First and foremost, as a result of the increased cash flow within sports leagues, salaries for players have skyrocketed. In 2011, Kobe Bryant earned the highest annual salary in the NBA at $25.2 million. In 2021, over 44 players have an annual salary over that amount. The largest belonging to the Warriors’ Steph Curry at $43 million per year. This is obviously a positive for the players. They are the most prevalent money drivers for these teams and are now being paid more for their services.
Sports leagues (and individual teams) are also bringing in record amounts. For example, in 2019, Major League Baseball brought in a record $10.7 billion in revenue. Just 10 years ago (before the insurgence of Private Equity), MLB’s revenue was just above half that price. So, the commissioner, the owners, the executives, and the players are clearly benefitting greatly from these streams of cash.
However, the flip side of these implications is that they are almost all negatives for the spectators and fans. Due to the rise in player salaries, ticket prices for matches have escalated greatly. In 2011, the median NBA game single-seat ticket cost about $62. That number shot up to $90 in 2019. As a result, fans are less able to afford to attend games or support their teams as they once had. A further complication, now that teams are used as investments for the bottom line of Private Equity firms, the ownership of such teams might be unwilling to take a loss in order to field a competitive team. The purpose of sports (and the reason why fans watch them) is to remain competitive and try to win. Owners of the past age may have been more willing to invest at a loss to field a competitive team in the name of competition. That is less likely the case. In fact, this has led to the increased use of “tanking.” This is where a team trades away all of its expensive, experienced players for younger, cheaper players. Management is more willing to field terrible teams that are very cheap to pad their profit margins. As a result, the competition level of the league is heavily hampered. The majority of talented players are harvested by only a handful of teams.

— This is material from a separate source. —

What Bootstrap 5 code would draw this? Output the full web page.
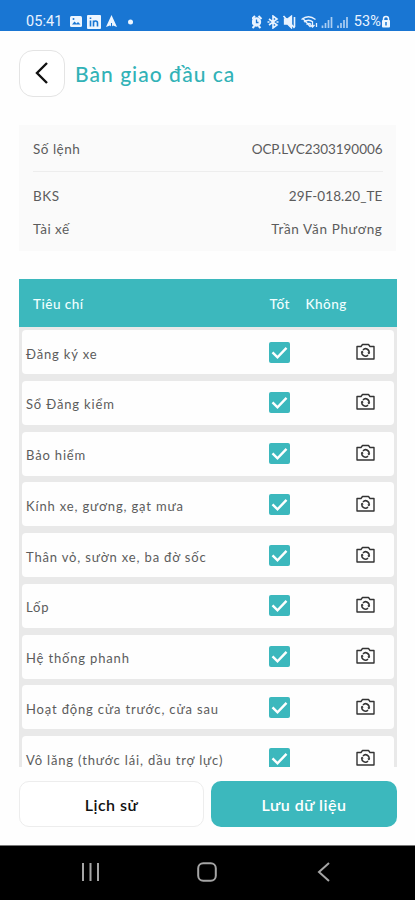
<!DOCTYPE html>
<html lang="vi">
<head>
<meta charset="utf-8">
<meta name="viewport" content="width=device-width, initial-scale=1">
<title>Bàn giao đầu ca</title>
<link href="https://cdn.jsdelivr.net/npm/bootstrap@5.3.0/dist/css/bootstrap.min.css" rel="stylesheet">
<style>
  :root { --teal: #3cb8bd; }
  body { font-family: Lato, "Open Sans", sans-serif; font-size: 13.5px; line-height: 20px; color: #5c5c5c; background: #fefefe; letter-spacing: .5px; }
  svg { display: block; flex: none; }
  .screen { width: 415px; height: 900px; }
  .status { height: 31px; flex: none; background: #1976d3; color: #e9f3ff; padding: 12px 24px 0 26px; font: 14.5px/19px Roboto, sans-serif; letter-spacing: .1px; }
  .status-icons { gap: 4px; margin-left: 6px; }
  .top { height: 94px; flex: none; padding: 19px 19px 0; gap: 10px; }
  .back { width: 46px; height: 47px; border: 1px solid #e4e4e4; border-radius: 14px; background: #fff; }
  .title-box { height: 47px; }
  .title { font-size: 21px; line-height: 24px; font-weight: 500; color: #31b2b7; letter-spacing: 1.03px; margin: 1px 0 0; white-space: nowrap; }
  .info { margin: 0 19px; height: 126px; flex: none; background: #fafafa; padding: 14px 13.5px 0 14px; }
  .info-first { height: 33px; border-bottom: 1px solid #ededed; margin-bottom: 14px; }
  .info-row { height: 33px; }
  .code { letter-spacing: -.05px; }
  .plate { letter-spacing: .1px; }
  .driver { letter-spacing: .65px; }
  .checks { margin: 28px 18.5px 0 19px; height: 488px; flex: none; background: #e9e9e9; }
  .grid-row { display: grid; grid-template-columns: 1fr 36px 91px; }
  .checks-head { height: 48px; background: var(--teal); color: #f1ffff; padding: 1px 0 0 14px; margin-bottom: 3px; font-weight: 500; }
  .check-list { padding: 0 3px; }
  .check-row { height: 44px; margin-bottom: 6.75px; background: #fefefe; border-radius: 4px; padding-left: 4px; grid-template-columns: 1fr 88px 36px; font-size: 13px; letter-spacing: .84px; }
  .check-row > span { padding-top: 3px; white-space: nowrap; }
  .tick { width: 21px; height: 21px; margin-left: -.5px; }
  .cam { margin: -2px 0 0 -1.5px; }
  .actions { padding: 14px 18px 0 19px; gap: 7px; height: 78px; flex: none; }
  .act { height: 46px; border-radius: 10px; font-size: 16px; font-weight: 600; padding: 2px 0 0; letter-spacing: .45px; }
  .act-plain { width: 185px; }
  .act-main { width: 186px; }
  .act-plain, .act-plain:hover { background: #fff; border: 1px solid #ededed; color: #111; }
  .act-main, .act-main:hover { background: var(--teal); border: 0; color: #fff; letter-spacing: .5px; }
  .sysnav { height: 55px; flex: none; background: #000; border-top: 1px solid #777; padding: 0 81px 2px 80px; }
</style>
<script src="https://cdn.jsdelivr.net/npm/bootstrap@5.3.0/dist/js/bootstrap.bundle.min.js"></script>
</head>
<body>
<svg width="0" height="0" class="position-absolute" aria-hidden="true">
  <symbol id="tick" viewBox="0 0 21 21"><rect width="21" height="21" rx="2" fill="#3cb8bd"/><path d="M3.500 10.300l5 5L17.500 5.800" fill="none" stroke="#fff" stroke-width="2.400"/></symbol>
  <symbol id="cam" viewBox="0 0 19 17"><path d="M1 3.500h4l1.500-2h6l1.500 2h4v12.500h-17z" fill="none" stroke="#333" stroke-width="1.400" stroke-linejoin="round"/><path d="M7 6.900a3.500 3.500 0 0 1 5.900 3.500M12 12a3.500 3.500 0 0 1-5.900-3.500" fill="none" stroke="#333" stroke-width="1.500"/><path d="M11.300 9.500h3l-1.500 2zM4.700 9.400h3l-1.500-2z" fill="#333"/></symbol>
</svg>
<div class="screen d-flex flex-column overflow-hidden mx-auto">
  <div class="status d-flex justify-content-between">
    <div class="d-flex align-items-center">
      <span>05:41</span>
      <div class="status-icons d-flex align-items-center">
        <svg width="14" height="13" viewBox="0 0 14 13"><rect x="1" y="1" width="12" height="11" rx="1.500" fill="#eef6ff"/><path d="M3 9.500l2.500-3 2 2L9 7l2.500 2.500z" fill="#1976d3"/><circle cx="4.500" cy="4" r="1" fill="#1976d3"/></svg>
        <svg width="14" height="14" viewBox="0 0 14 14"><rect width="14" height="14" rx="1" fill="#eef6ff"/><path d="M3.500 5.500v6M6.500 11.500v-6M6.500 8q0-2 2-2t2 2v3.500M3.500 2.500v1.500" stroke="#1976d3" stroke-width="1.600" fill="none"/></svg>
        <svg width="13" height="13" viewBox="0 0 13 13"><path d="M6.500 0L12 12 8 10.500 6.500 12 5 10.500 1 12z" fill="#eef6ff"/><path d="M6.500 8v4" stroke="#1976d3"/></svg>
        <svg width="16" height="6" viewBox="0 0 16 6"><circle cx="8.500" cy="3" r="2.500" fill="#eef6ff"/></svg>
      </div>
    </div>
    <div class="d-flex align-items-center">
      <svg width="102" height="14" viewBox="1.500 0 102 14" fill="none" stroke="#e9f3ff" stroke-width="1.300">
        <circle cx="6" cy="7" r="3.700" fill="#e9f3ff" stroke-width="2"/><path d="M1.500 4l3-3M8 1l3 3M2 13l2-2M10 13l-2-2" stroke-width="2"/><path d="M6 4.500v3h2" stroke="#1976d3"/>
        <path d="M18.500 4l8 6-4 3V1l4 3-8 6M17 7h2M26 7h2" stroke-width="1.600"/>
        <path d="M34 4h3l4-3v12l-4-4h-3z" fill="#e9f3ff"/><path d="M33 1l11 12M44 2v10" stroke-width="1.600"/>
        <path d="M51 4.500q7-5.500 14 0M53.500 7q4.500-3.500 9 0M56 9.500q2.500-2 4.500 0M52 3l8 9M62 7v5M60 10l2 2 2-2M66 12V8"/>
        <path d="M72 13V10.500M75 13V8M78 13V5M81 13V2M87.500 13V10.500M90.500 13V8M93.500 13V5M96.500 13V2" stroke-width="1.700" opacity=".7"/>
      </svg>
      <span>53%</span>
      <svg width="10" height="13" viewBox="0 0 10 13"><path d="M2.500 6V4a2.500 2.500 0 0 1 5 0v2" fill="none" stroke="#eef6ff" stroke-width="1.500"/><rect x="1" y="5" width="8" height="7.500" rx="1" fill="#eef6ff"/><path d="M5 7v3.500" stroke="#1976d3" stroke-width="1.500"/></svg>
    </div>
  </div>
  <header class="top d-flex align-items-start">
    <button class="back btn p-0 d-flex align-items-center justify-content-center" aria-label="Quay lại"><svg width="16" height="24" viewBox="1 1 16 24"><path d="M14 2L4 12l10 10" fill="none" stroke="#111" stroke-width="2.400"/></svg></button>
    <div class="title-box d-flex align-items-center"><h1 class="title">Bàn giao đầu ca</h1></div>
  </header>
  <section class="info">
    <div class="info-first d-flex justify-content-between"><span>Số lệnh</span><span class="code">OCP.LVC2303190006</span></div>
    <div class="info-row d-flex justify-content-between"><span>BKS</span><span class="plate">29F-018.20_TE</span></div>
    <div class="info-row d-flex justify-content-between"><span>Tài xế</span><span class="driver">Trần Văn Phương</span></div>
  </section>
  <section class="checks overflow-hidden">
    <div class="checks-head grid-row align-items-center"><span>Tiêu chí</span><span>Tốt</span><span>Không</span></div>
    <div class="check-list">
      <div class="check-row grid-row align-items-center"><span>Đăng ký xe</span><svg class="tick"><use href="#tick"/></svg><svg class="cam" width="19" height="17"><use href="#cam"/></svg></div>
      <div class="check-row grid-row align-items-center"><span>Sổ Đăng kiểm</span><svg class="tick"><use href="#tick"/></svg><svg class="cam" width="19" height="17"><use href="#cam"/></svg></div>
      <div class="check-row grid-row align-items-center"><span>Bảo hiểm</span><svg class="tick"><use href="#tick"/></svg><svg class="cam" width="19" height="17"><use href="#cam"/></svg></div>
      <div class="check-row grid-row align-items-center"><span>Kính xe, gương, gạt mưa</span><svg class="tick"><use href="#tick"/></svg><svg class="cam" width="19" height="17"><use href="#cam"/></svg></div>
      <div class="check-row grid-row align-items-center"><span>Thân vỏ, sườn xe, ba đờ sốc</span><svg class="tick"><use href="#tick"/></svg><svg class="cam" width="19" height="17"><use href="#cam"/></svg></div>
      <div class="check-row grid-row align-items-center"><span>Lốp</span><svg class="tick"><use href="#tick"/></svg><svg class="cam" width="19" height="17"><use href="#cam"/></svg></div>
      <div class="check-row grid-row align-items-center"><span>Hệ thống phanh</span><svg class="tick"><use href="#tick"/></svg><svg class="cam" width="19" height="17"><use href="#cam"/></svg></div>
      <div class="check-row grid-row align-items-center"><span>Hoạt động cửa trước, cửa sau</span><svg class="tick"><use href="#tick"/></svg><svg class="cam" width="19" height="17"><use href="#cam"/></svg></div>
      <div class="check-row grid-row align-items-center"><span>Vô lăng (thước lái, dầu trợ lực)</span><svg class="tick"><use href="#tick"/></svg><svg class="cam" width="19" height="17"><use href="#cam"/></svg></div>
    </div>
  </section>
  <div class="actions d-flex">
    <button class="act act-plain btn">Lịch sử</button>
    <button class="act act-main btn">Lưu dữ liệu</button>
  </div>
  <nav class="sysnav d-flex align-items-center justify-content-between">
    <svg width="20" height="20" viewBox="0 0 20 20"><path d="M3 1v18M10.500 1v18M18 1v18" stroke="#a5a5a5" stroke-width="2"/></svg>
    <svg width="20" height="20" viewBox="0 0 20 20"><rect x="1.200" y="1.200" width="17.600" height="17.600" rx="5" fill="none" stroke="#a5a5a5" stroke-width="2"/></svg>
    <svg width="20" height="20" viewBox="0 0 20 20"><path d="M15 1L5 10l10 9" fill="none" stroke="#a5a5a5" stroke-width="2"/></svg>
  </nav>
</div>
</body>
</html>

There are also a few concerns for the future should this wave of Private Equity in sports continue. First and foremost, are these teams’ valuations reaching a boiling point? The values have skyrocketed in a short period of time, which has created some concerns of a potential bubble. This could lead to a potential sell-off of teams, which would greatly hamper the financial stability of the leagues and the teams that make them up. In any case, the more these franchises appreciate in value, they become an increasingly risky investment (more upfront cost for reduced ROI). Second, will leagues consider letting firms hold stakes in multiple teams that compete against each other? This could further hamper the competitive balances of the league and lead to potential conflicts of interests. These concerns haven’t been realized yet, but they remain possibilities should the insurgence of Private Equity in sports remain.